2002 Trio Cabernet Sauvignon / Shiraz / Cabernet Franc £5.99, Oddbins, Thresher, Tesco
From the Chilean blendmeister Ignacio Recabarren, this is a new-wave Chilean blend whose vivid colour and powerfully spicy, oaky aromas are supported by plenty of sweetly succulent mulberry fruit flavours and enhanced by fresh acidity. Another excellent red at an affordable price.
2002 Errazuriz Max Cabernet Sauvignon Reserve 2002 £8.99 or 2 for £15, Thresher, Wine Rack (to 27 September)
Erruzuriz may sound like a swarm of approaching bees, but the special offer price takes the sting out of this stylish Chilean red, whose opulent fruit, with its minty undertones and classic blackcurrant flavours has plenty of fresh acidity and juicy-textured fruitiness for balance.

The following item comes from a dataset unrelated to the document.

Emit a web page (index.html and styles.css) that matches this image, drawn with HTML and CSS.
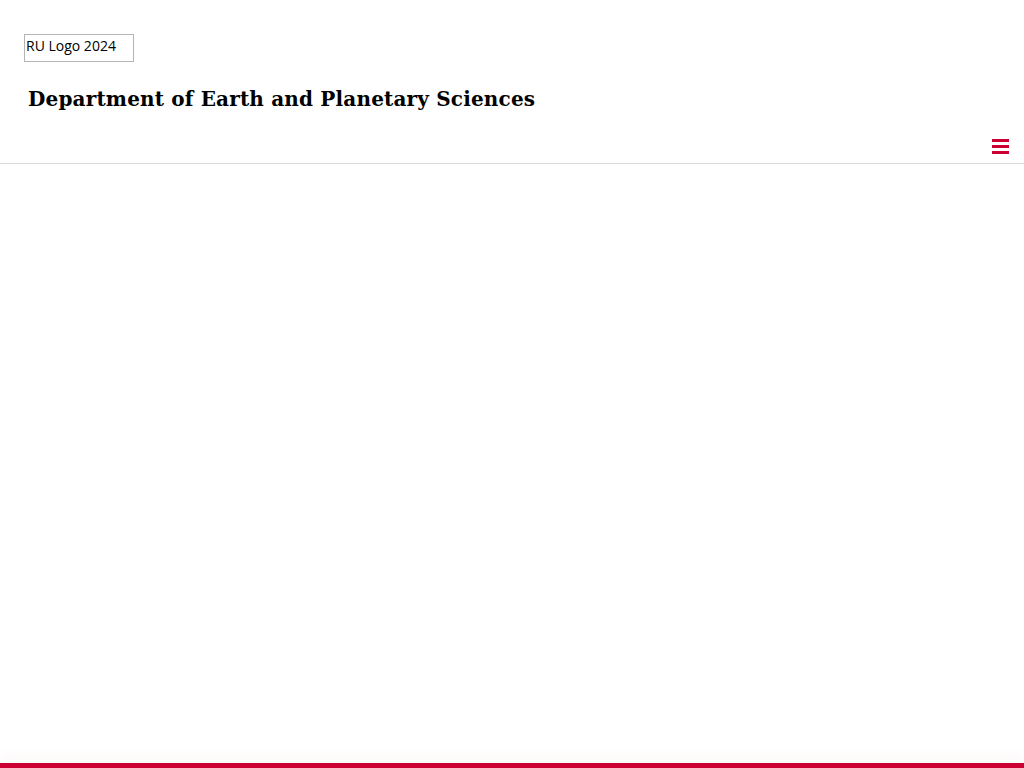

2002 Viña Casa Silva, Doña Dominga Reserva Carmenère £6.99, Sainsbury's, Waitrose (from 22 September)
Carmenère has become one of Chile's specialities and this appealing red shows why. With its perfumed, cherry and plum fruitiness tinged and light, herbaceous character, it's richly concentrated and well-proportioned with a clean and refreshingly bitter twist on the aftertaste.
2001 Coyam, Viñedos Orgánicos Emiliana £8.94, Asda (40 stores)
Bully for Asda for getting hold of this superb, trophy-winning blend from Alvaro Espinoza, arguably Chile's best winemaker. Fresh, perfumed aromas lead into a classic Chilean five-grape blend of smooth black cherry fruitiness, a light touch of oak and a poised, pure quality which sets it apart. Imagine a super-opulent claret at half the price.
1999 Santa Rita Triple C £19.99, Majestic, Berkmann Wine Cellars (020-7609 4711)
Vintage and price neatly match each other in this classy Bordeaux-style blend from Santa Rita, whose well-infused vanilla oak, supple-textured fruit richness and layers of intense cassis flavour give this still youthful red from Chile's Maipo Valley considerable potential for continued improvement in bottle.